Dataset section:
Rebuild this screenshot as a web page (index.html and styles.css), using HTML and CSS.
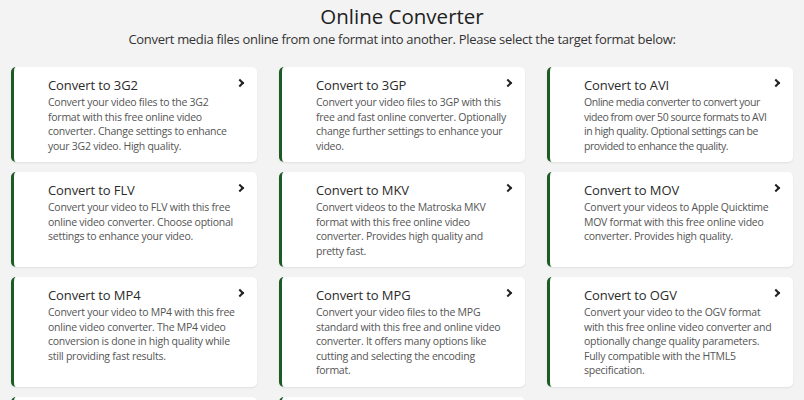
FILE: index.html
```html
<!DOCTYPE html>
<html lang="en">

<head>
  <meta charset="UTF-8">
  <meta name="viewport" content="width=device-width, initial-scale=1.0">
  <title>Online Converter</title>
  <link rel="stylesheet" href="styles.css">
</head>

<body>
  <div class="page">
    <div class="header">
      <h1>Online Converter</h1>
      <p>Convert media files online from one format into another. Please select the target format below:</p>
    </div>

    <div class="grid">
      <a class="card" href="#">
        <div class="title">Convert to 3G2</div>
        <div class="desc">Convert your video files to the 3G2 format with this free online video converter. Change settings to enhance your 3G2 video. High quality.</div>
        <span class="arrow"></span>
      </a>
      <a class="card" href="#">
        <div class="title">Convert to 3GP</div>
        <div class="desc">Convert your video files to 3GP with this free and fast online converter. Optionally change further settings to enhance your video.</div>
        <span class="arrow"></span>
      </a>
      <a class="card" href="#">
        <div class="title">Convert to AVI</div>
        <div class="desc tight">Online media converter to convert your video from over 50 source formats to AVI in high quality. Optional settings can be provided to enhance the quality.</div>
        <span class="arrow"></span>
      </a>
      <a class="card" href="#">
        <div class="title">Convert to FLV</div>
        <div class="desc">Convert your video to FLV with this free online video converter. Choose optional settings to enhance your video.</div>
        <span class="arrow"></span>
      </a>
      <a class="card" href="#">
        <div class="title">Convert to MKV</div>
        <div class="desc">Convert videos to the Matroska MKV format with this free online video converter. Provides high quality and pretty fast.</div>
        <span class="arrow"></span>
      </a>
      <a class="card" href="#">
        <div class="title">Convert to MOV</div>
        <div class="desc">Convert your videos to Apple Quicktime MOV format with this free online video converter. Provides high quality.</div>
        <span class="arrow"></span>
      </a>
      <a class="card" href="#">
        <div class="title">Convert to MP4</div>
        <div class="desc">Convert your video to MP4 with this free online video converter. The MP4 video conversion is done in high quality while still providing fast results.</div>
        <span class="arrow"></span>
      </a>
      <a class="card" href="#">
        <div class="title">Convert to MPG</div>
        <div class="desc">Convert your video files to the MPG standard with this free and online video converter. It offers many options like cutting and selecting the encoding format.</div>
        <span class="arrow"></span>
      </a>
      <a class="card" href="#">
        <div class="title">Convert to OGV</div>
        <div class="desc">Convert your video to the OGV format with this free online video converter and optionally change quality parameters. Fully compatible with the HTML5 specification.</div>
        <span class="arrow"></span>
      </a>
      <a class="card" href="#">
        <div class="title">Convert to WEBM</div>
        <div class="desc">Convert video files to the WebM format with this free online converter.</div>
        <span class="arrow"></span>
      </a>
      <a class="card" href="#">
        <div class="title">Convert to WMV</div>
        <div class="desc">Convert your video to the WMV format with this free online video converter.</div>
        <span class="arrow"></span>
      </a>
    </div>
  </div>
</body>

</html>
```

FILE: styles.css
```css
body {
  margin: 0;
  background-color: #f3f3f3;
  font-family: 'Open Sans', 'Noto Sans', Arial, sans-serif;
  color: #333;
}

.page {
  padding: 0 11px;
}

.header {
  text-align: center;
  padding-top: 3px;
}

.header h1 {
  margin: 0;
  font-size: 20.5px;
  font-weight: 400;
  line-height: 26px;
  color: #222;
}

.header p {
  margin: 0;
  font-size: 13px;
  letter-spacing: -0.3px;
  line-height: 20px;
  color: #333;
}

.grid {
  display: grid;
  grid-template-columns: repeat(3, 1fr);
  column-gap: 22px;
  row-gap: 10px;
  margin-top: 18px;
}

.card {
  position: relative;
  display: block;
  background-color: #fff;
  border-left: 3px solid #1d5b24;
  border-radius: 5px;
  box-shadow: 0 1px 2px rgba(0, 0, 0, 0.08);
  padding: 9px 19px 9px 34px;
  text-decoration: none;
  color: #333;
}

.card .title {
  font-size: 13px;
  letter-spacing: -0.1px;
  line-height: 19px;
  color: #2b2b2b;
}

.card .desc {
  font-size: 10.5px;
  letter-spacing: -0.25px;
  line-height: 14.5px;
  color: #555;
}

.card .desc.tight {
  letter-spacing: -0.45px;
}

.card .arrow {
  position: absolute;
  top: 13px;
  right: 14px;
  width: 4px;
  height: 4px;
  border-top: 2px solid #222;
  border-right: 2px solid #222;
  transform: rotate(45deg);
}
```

Task statement: Repeat verbatim all the material, but not the pictures.

Solved exercise:
Rebuild this screenshot as a web page (index.html and styles.css), using HTML and CSS.
FILE: index.html
```html
<!DOCTYPE html>
<html lang="en">

<head>
  <meta charset="UTF-8">
  <meta name="viewport" content="width=device-width, initial-scale=1.0">
  <title>Online Converter</title>
  <link rel="stylesheet" href="styles.css">
</head>

<body>
  <div class="page">
    <div class="header">
      <h1>Online Converter</h1>
      <p>Convert media files online from one format into another. Please select the target format below:</p>
    </div>

    <div class="grid">
      <a class="card" href="#">
        <div class="title">Convert to 3G2</div>
        <div class="desc">Convert your video files to the 3G2 format with this free online video converter. Change settings to enhance your 3G2 video. High quality.</div>
        <span class="arrow"></span>
      </a>
      <a class="card" href="#">
        <div class="title">Convert to 3GP</div>
        <div class="desc">Convert your video files to 3GP with this free and fast online converter. Optionally change further settings to enhance your video.</div>
        <span class="arrow"></span>
      </a>
      <a class="card" href="#">
        <div class="title">Convert to AVI</div>
        <div class="desc tight">Online media converter to convert your video from over 50 source formats to AVI in high quality. Optional settings can be provided to enhance the quality.</div>
        <span class="arrow"></span>
      </a>
      <a class="card" href="#">
        <div class="title">Convert to FLV</div>
        <div class="desc">Convert your video to FLV with this free online video converter. Choose optional settings to enhance your video.</div>
        <span class="arrow"></span>
      </a>
      <a class="card" href="#">
        <div class="title">Convert to MKV</div>
        <div class="desc">Convert videos to the Matroska MKV format with this free online video converter. Provides high quality and pretty fast.</div>
        <span class="arrow"></span>
      </a>
      <a class="card" href="#">
        <div class="title">Convert to MOV</div>
        <div class="desc">Convert your videos to Apple Quicktime MOV format with this free online video converter. Provides high quality.</div>
        <span class="arrow"></span>
      </a>
      <a class="card" href="#">
        <div class="title">Convert to MP4</div>
        <div class="desc">Convert your video to MP4 with this free online video converter. The MP4 video conversion is done in high quality while still providing fast results.</div>
        <span class="arrow"></span>
      </a>
      <a class="card" href="#">
        <div class="title">Convert to MPG</div>
        <div class="desc">Convert your video files to the MPG standard with this free and online video converter. It offers many options like cutting and selecting the encoding format.</div>
        <span class="arrow"></span>
      </a>
      <a class="card" href="#">
        <div class="title">Convert to OGV</div>
        <div class="desc">Convert your video to the OGV format with this free online video converter and optionally change quality parameters. Fully compatible with the HTML5 specification.</div>
        <span class="arrow"></span>
      </a>
      <a class="card" href="#">
        <div class="title">Convert to WEBM</div>
        <div class="desc">Convert video files to the WebM format with this free online converter.</div>
        <span class="arrow"></span>
      </a>
      <a class="card" href="#">
        <div class="title">Convert to WMV</div>
        <div class="desc">Convert your video to the WMV format with this free online video converter.</div>
        <span class="arrow"></span>
      </a>
    </div>
  </div>
</body>

</html>
```

FILE: styles.css
```css
body {
  margin: 0;
  background-color: #f3f3f3;
  font-family: 'Open Sans', 'Noto Sans', Arial, sans-serif;
  color: #333;
}

.page {
  padding: 0 11px;
}

.header {
  text-align: center;
  padding-top: 3px;
}

.header h1 {
  margin: 0;
  font-size: 20.5px;
  font-weight: 400;
  line-height: 26px;
  color: #222;
}

.header p {
  margin: 0;
  font-size: 13px;
  letter-spacing: -0.3px;
  line-height: 20px;
  color: #333;
}

.grid {
  display: grid;
  grid-template-columns: repeat(3, 1fr);
  column-gap: 22px;
  row-gap: 10px;
  margin-top: 18px;
}

.card {
  position: relative;
  display: block;
  background-color: #fff;
  border-left: 3px solid #1d5b24;
  border-radius: 5px;
  box-shadow: 0 1px 2px rgba(0, 0, 0, 0.08);
  padding: 9px 19px 9px 34px;
  text-decoration: none;
  color: #333;
}

.card .title {
  font-size: 13px;
  letter-spacing: -0.1px;
  line-height: 19px;
  color: #2b2b2b;
}

.card .desc {
  font-size: 10.5px;
  letter-spacing: -0.25px;
  line-height: 14.5px;
  color: #555;
}

.card .desc.tight {
  letter-spacing: -0.45px;
}

.card .arrow {
  position: absolute;
  top: 13px;
  right: 14px;
  width: 4px;
  height: 4px;
  border-top: 2px solid #222;
  border-right: 2px solid #222;
  transform: rotate(45deg);
}
```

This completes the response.